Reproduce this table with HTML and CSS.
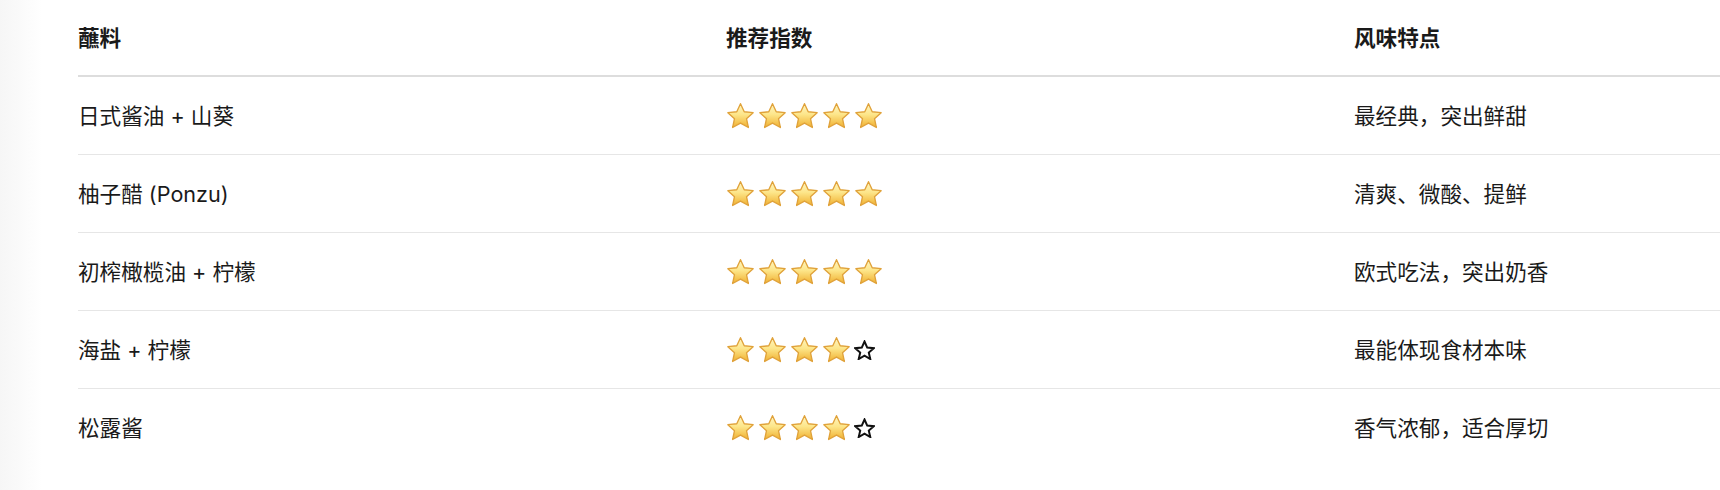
FILE: index.html
```html
<!DOCTYPE html>
<html lang="zh-CN">
<head>
<meta charset="utf-8">
<title>蘸料推荐</title>
<link rel="stylesheet" href="styles.css">
</head>
<body>
<svg width="0" height="0" class="defs" aria-hidden="true">
  <defs>
    <linearGradient id="starFill" x1="0" y1="0" x2="0" y2="1">
      <stop offset="0" stop-color="#fff6c4"/>
      <stop offset="0.45" stop-color="#fde68a"/>
      <stop offset="1" stop-color="#f0b030"/>
    </linearGradient>
    <symbol id="star" viewBox="0 0 28 27">
      <path d="M14 1.6 L17.6 9.4 L26.2 10.3 L19.8 16.1 L21.6 24.6 L14 20.3 L6.4 24.6 L8.2 16.1 L1.8 10.3 L10.4 9.4 Z" fill="url(#starFill)" stroke="#e0a23a" stroke-width="1.3" stroke-linejoin="round"/>
    </symbol>
    <symbol id="starOutline" viewBox="0 0 20 19">
      <path d="M10 1.4 L12.6 7.2 L18.8 7.8 L14.1 12 L15.5 18.1 L10 14.9 L4.5 18.1 L5.9 12 L1.2 7.8 L7.4 7.2 Z" fill="none" stroke="#111" stroke-width="1.9" stroke-linejoin="miter"/>
    </symbol>
  </defs>
</svg>
<main class="page">
  <table class="sauce-table">
    <colgroup>
      <col class="c-name">
      <col class="c-rate">
      <col class="c-note">
    </colgroup>
    <thead>
      <tr>
        <th>蘸料</th>
        <th>推荐指数</th>
        <th>风味特点</th>
      </tr>
    </thead>
    <tbody>
      <tr>
        <td>日式酱油 + 山葵</td>
        <td><span class="stars"><svg class="st"><use href="#star"/></svg><svg class="st"><use href="#star"/></svg><svg class="st"><use href="#star"/></svg><svg class="st"><use href="#star"/></svg><svg class="st"><use href="#star"/></svg></span></td>
        <td>最经典，突出鲜甜</td>
      </tr>
      <tr>
        <td>柚子醋 (Ponzu)</td>
        <td><span class="stars"><svg class="st"><use href="#star"/></svg><svg class="st"><use href="#star"/></svg><svg class="st"><use href="#star"/></svg><svg class="st"><use href="#star"/></svg><svg class="st"><use href="#star"/></svg></span></td>
        <td>清爽、微酸、提鲜</td>
      </tr>
      <tr>
        <td>初榨橄榄油 + 柠檬</td>
        <td><span class="stars"><svg class="st"><use href="#star"/></svg><svg class="st"><use href="#star"/></svg><svg class="st"><use href="#star"/></svg><svg class="st"><use href="#star"/></svg><svg class="st"><use href="#star"/></svg></span></td>
        <td>欧式吃法，突出奶香</td>
      </tr>
      <tr>
        <td>海盐 + 柠檬</td>
        <td><span class="stars"><svg class="st"><use href="#star"/></svg><svg class="st"><use href="#star"/></svg><svg class="st"><use href="#star"/></svg><svg class="st"><use href="#star"/></svg><svg class="so"><use href="#starOutline"/></svg></span></td>
        <td>最能体现食材本味</td>
      </tr>
      <tr>
        <td>松露酱</td>
        <td><span class="stars"><svg class="st"><use href="#star"/></svg><svg class="st"><use href="#star"/></svg><svg class="st"><use href="#star"/></svg><svg class="st"><use href="#star"/></svg><svg class="so"><use href="#starOutline"/></svg></span></td>
        <td>香气浓郁，适合厚切</td>
      </tr>
    </tbody>
  </table>
</main>
</body>
</html>
```

FILE: styles.css
```css
html, body {
  margin: 0;
  padding: 0;
}
body {
  background: linear-gradient(to right, #f6f6f6 0px, #fafafa 20px, #ffffff 42px) no-repeat;
  background-color: #fff;
  min-height: 490px;
  font-family: Inter, "Noto Sans CJK SC", "Noto Sans", sans-serif;
  color: #1a1a1a;
  overflow: hidden;
}
.defs {
  position: absolute;
  width: 0;
  height: 0;
}
.page {
  padding-left: 78px;
}
.sauce-table {
  width: 1642px;
  border-collapse: collapse;
  table-layout: fixed;
  font-size: 21.6px;
}
.c-name { width: 648px; }
.c-rate { width: 628px; }
.c-note { width: auto; }
.sauce-table th,
.sauce-table td {
  text-align: left;
  padding: 21px 0 21px 0;
  line-height: 34px;
  vertical-align: middle;
  white-space: nowrap;
}
.sauce-table th {
  font-weight: 700;
  border-bottom: 2px solid #dddddd;
  padding-top: 21px;
  padding-bottom: 20px;
}
.sauce-table tbody td {
  border-bottom: 1px solid #e6e6e6;
  padding-top: 22px;
  padding-bottom: 21px;
}
.sauce-table tbody tr:last-child td {
  border-bottom: none;
}
.stars {
  display: flex;
  align-items: center;
  height: 34px;
}
.st {
  width: 29px;
  height: 28px;
  margin-right: 3px;
  flex: none;
}
.so {
  width: 21px;
  height: 20px;
  margin-left: 0;
  flex: none;
}
```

= = =

REQUIREMENT = Only lines with the string "table" belong in your answer; copy each one.

RESPONSE TO THE TASK =
Reproduce this table with HTML and CSS.
  <table class="sauce-table">
  </table>
.sauce-table {
  table-layout: fixed;
.sauce-table th,
.sauce-table td {
.sauce-table th {
.sauce-table tbody td {
.sauce-table tbody tr:last-child td {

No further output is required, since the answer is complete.